Catholics and secular feminists fight against commercial surrogacy

In an unusual alignment of views, both Catholics and secular feminists in New York state are opposing a bill that would legalise commercial surrogacy.

Governor Andrew Cuomo’s bill has already passed the state Senate.

However the bill is stalled in the state Assembly (which is the other ‘half’ of the state Legislature). This is because of strong opposition, particularly from female legislators.

If passed, the law would allow state residents to pay a woman to carry to term a child conceived through in-vitro fertilisation. A surrogate mother would not be allowed to use her own eggs – which would make her biologically related to the child. This is known as traditional surrogacy.

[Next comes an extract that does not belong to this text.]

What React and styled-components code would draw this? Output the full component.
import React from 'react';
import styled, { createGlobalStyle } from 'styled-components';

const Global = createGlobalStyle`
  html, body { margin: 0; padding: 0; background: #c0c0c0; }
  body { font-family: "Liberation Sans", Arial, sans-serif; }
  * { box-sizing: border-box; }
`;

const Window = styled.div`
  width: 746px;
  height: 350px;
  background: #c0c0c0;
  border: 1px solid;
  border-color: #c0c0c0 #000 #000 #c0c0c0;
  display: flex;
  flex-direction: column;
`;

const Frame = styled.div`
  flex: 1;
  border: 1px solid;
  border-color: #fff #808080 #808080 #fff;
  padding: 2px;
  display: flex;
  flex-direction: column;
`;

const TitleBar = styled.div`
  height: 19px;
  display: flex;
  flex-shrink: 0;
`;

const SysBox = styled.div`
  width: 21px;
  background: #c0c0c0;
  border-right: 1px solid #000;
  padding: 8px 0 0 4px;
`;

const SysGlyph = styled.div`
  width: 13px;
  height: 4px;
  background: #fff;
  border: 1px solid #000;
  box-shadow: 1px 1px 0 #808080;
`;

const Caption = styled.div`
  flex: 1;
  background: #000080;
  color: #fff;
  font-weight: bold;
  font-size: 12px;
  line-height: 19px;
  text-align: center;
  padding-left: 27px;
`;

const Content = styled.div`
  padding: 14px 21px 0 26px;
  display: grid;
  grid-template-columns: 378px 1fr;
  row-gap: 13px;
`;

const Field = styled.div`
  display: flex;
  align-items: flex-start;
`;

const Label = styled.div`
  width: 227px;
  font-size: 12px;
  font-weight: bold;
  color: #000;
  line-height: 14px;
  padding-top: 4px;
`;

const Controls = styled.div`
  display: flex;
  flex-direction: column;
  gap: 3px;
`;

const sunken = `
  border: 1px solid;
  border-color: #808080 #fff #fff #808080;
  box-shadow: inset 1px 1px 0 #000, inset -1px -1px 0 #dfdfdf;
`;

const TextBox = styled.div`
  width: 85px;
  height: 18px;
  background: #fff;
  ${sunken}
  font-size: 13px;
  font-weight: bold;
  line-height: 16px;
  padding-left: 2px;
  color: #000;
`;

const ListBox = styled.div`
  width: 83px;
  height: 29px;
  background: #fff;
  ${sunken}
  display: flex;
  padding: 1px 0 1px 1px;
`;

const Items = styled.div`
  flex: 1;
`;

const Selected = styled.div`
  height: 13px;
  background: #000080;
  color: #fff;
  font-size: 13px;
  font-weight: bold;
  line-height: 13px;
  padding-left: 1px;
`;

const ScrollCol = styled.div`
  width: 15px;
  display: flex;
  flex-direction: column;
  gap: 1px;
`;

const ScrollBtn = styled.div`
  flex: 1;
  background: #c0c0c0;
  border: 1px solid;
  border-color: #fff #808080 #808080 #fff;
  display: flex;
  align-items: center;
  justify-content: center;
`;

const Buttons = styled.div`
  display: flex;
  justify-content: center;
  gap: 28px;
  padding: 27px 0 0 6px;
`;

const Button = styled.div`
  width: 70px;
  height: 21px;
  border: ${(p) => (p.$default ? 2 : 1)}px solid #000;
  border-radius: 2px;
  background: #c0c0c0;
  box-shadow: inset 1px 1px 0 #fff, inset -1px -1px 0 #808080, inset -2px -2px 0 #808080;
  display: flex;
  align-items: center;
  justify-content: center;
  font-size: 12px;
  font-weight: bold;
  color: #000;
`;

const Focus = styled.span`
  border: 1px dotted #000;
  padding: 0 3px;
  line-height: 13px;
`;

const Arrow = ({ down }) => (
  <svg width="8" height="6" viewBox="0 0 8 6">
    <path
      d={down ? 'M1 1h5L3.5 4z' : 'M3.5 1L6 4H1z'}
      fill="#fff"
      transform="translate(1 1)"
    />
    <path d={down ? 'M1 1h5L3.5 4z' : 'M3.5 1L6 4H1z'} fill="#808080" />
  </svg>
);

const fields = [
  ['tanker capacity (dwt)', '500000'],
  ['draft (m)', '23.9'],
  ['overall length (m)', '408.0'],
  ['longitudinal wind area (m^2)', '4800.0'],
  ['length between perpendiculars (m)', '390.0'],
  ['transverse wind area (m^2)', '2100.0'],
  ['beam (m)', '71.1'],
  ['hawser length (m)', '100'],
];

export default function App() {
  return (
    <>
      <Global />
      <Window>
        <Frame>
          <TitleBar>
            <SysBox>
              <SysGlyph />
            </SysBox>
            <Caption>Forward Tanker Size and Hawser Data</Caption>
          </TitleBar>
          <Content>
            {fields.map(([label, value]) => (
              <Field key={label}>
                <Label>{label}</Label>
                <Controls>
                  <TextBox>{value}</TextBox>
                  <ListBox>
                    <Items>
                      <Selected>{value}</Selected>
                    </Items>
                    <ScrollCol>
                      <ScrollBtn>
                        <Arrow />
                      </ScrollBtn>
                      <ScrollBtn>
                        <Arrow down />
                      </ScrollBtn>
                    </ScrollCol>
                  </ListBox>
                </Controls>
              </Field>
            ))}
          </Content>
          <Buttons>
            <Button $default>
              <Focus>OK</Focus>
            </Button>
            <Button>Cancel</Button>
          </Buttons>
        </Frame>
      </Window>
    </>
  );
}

While the bill has been presented as “an unequivocal progressive ideal, a remedy to a ban that burdens gay and infertile couples and stigmatises women who cannot have children on their own,” it has run up against strong opposition.

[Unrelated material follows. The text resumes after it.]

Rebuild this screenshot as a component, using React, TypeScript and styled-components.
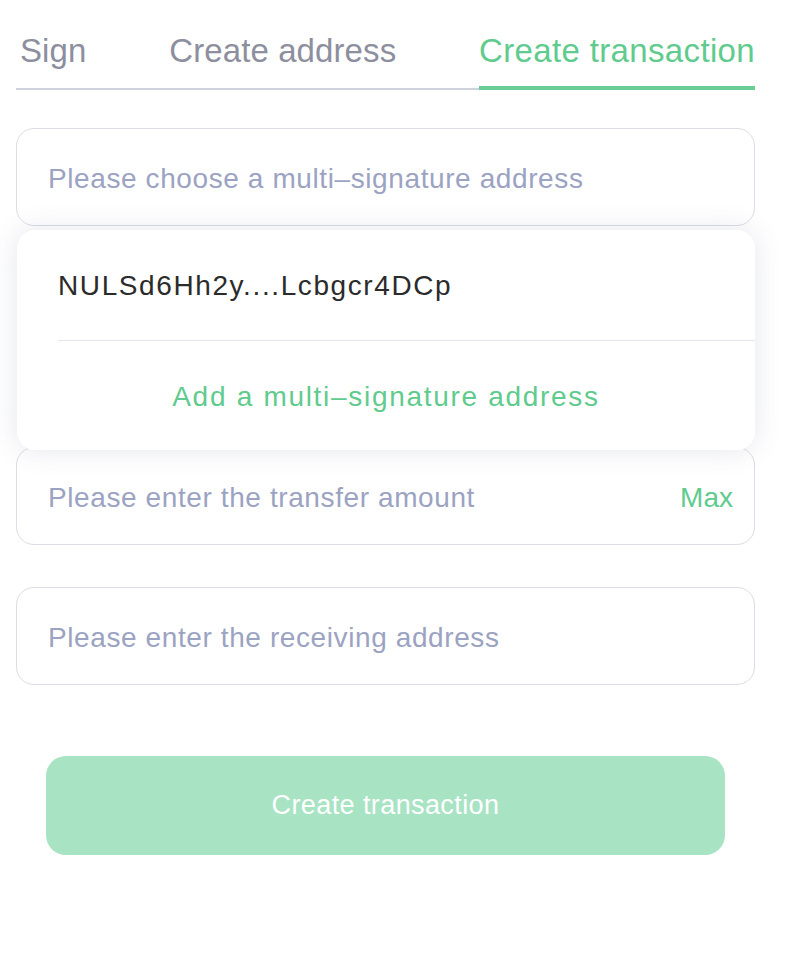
import React from "react";
import styled, { createGlobalStyle } from "styled-components";

const Global = createGlobalStyle`
  html, body { margin: 0; padding: 0; background: #ffffff; }
  body { font-family: "Liberation Sans", Arial, sans-serif; }
  * { box-sizing: border-box; }
`;

const Page = styled.div`
  width: 739px;
  margin-left: 16px;
  padding-top: 31px;
`;

const Tabs = styled.div`
  display: flex;
  justify-content: space-between;
  padding-left: 4px;
  border-bottom: 2px solid #cfd1dd;
`;

const Tab = styled.div<{ $active?: boolean }>`
  font-size: 33px;
  line-height: 40px;
  padding-bottom: 15px;
  margin-bottom: -2px;
  letter-spacing: ${(p) => (p.$active ? "0.35px" : "0.1px")};
  border-bottom: 4px solid ${(p) => (p.$active ? "#6bcd96" : "transparent")};
  color: ${(p) => (p.$active ? "#5fcb8e" : "#8d8f9e")};
  white-space: nowrap;
`;

const Form = styled.div`
  display: flex;
  flex-direction: column;
  margin-top: 38px;
`;

const SelectWrap = styled.div`
  position: relative;
  margin-bottom: 221px;
`;

const Field = styled.div<{ $gap?: number }>`
  height: 98px;
  border: 1px solid #dcdde6;
  border-radius: 18px;
  background: #ffffff;
  display: flex;
  align-items: center;
  justify-content: space-between;
  padding: 3px 21px 0 31px;
  margin-top: ${(p) => p.$gap ?? 0}px;
`;

const Placeholder = styled.span`
  font-size: 28px;
  letter-spacing: 0.6px;
  color: #9ca3c2;
  white-space: nowrap;
`;

const MaxLink = styled.span`
  font-size: 28px;
  color: #5fcb8e;
`;

const Menu = styled.div`
  position: absolute;
  left: 1px;
  right: 0;
  top: calc(100% + 4px);
  height: 220px;
  background: #ffffff;
  border-radius: 18px;
  box-shadow: 0 0 28px rgba(70, 80, 120, 0.14);
  z-index: 2;
  display: flex;
  flex-direction: column;
  padding-left: 41px;
`;

const MenuItem = styled.div<{ $center?: boolean; $divider?: boolean }>`
  flex: 1;
  display: flex;
  align-items: center;
  justify-content: ${(p) => (p.$center ? "center" : "flex-start")};
  margin-left: ${(p) => (p.$center ? "-41px" : "0")};
  padding-top: 3px;
  font-size: 28px;
  letter-spacing: ${(p) => (p.$center ? "1.7px" : "1.6px")};
  color: ${(p) => (p.$center ? "#5fcb8e" : "#2b2b2b")};
  border-bottom: ${(p) => (p.$divider ? "1px solid #e4e6ee" : "none")};
  white-space: nowrap;
`;

const Button = styled.button`
  margin: 71px 30px 0;
  height: 99px;
  border: none;
  border-radius: 20px;
  background: #a8e3c4;
  color: #ffffff;
  font-family: "Liberation Sans", Arial, sans-serif;
  font-size: 27px;
  letter-spacing: 0.4px;
  cursor: pointer;
`;

export default function App() {
  return (
    <>
      <Global />
      <Page>
        <Tabs>
          <Tab>Sign</Tab>
          <Tab>Create address</Tab>
          <Tab $active>Create transaction</Tab>
        </Tabs>
        <Form>
          <SelectWrap>
            <Field>
              <Placeholder>Please choose a multi–signature address</Placeholder>
            </Field>
            <Menu>
              <MenuItem $divider>NULSd6Hh2y....Lcbgcr4DCp</MenuItem>
              <MenuItem $center>Add a multi–signature address</MenuItem>
            </Menu>
          </SelectWrap>
          <Field>
            <Placeholder>Please enter the transfer amount</Placeholder>
            <MaxLink>Max</MaxLink>
          </Field>
          <Field $gap={42}>
            <Placeholder>Please enter the receiving address</Placeholder>
          </Field>
          <Button>Create transaction</Button>
        </Form>
      </Page>
    </>
  );
}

Assemblywoman Deborah Glick, who is openly gay, says commercial surrogacy “is called ‘pregnancy for a fee’.

“I find that commodification of women troubling.”

In a similar vein Dennis Poust, director of communications for the New York State Catholic Conference, says “Like those [secular feminist] groups, we stand up against the exploitation and dehumanisation of women.

“This bill treats women almost like livestock at the service of men.”

Poust says the bill was comparable to one that seeks to legalise prostitution in that both … lead to the exploitation of poor women, largely for the benefit of wealthy men.

“The one commodifies babies, the other sex, and always the victims are poor women,” he says.

“In commercial surrogacy, women’s human dignity is surrendered and they are reduced to objects desirable only for their body parts, whether that be the rental of their wombs or the mining of their eggs in risky, invasive medical procedures.

“The beneficiaries are nearly always wealthy and often male, while the exploited are always poor women.”

Feminist speaker, author, and activist Gloria Steinem wrote an open letter about the state legislating a “profit-driven reproductive surrogacy industry.

“Under this bill, women in economic need become commercialised vessels for rent, and the foetuses they carry become the property of others,” the letter says.

“The bill ignores the socio-economic and racial inequalities of the reproductive commercial surrogacy industry, and puts disenfranchised women at the financial and emotional mercy of wealthier and more privileged individuals.”

Steinem’s letter points out surrogate mothers are often college-age women who are victims “of an educational system that does not provide free or affordable college education.

“These women are often given fertility drugs without being warned of the possible side effects,” and the women face other medical and psychological injuries from the procedure, “including an inability to bear other children, and even death”.

She says another factor against the bill is its failure to provide measures to vet intended parents – unlike adoptive parents, who are thoroughly vetted.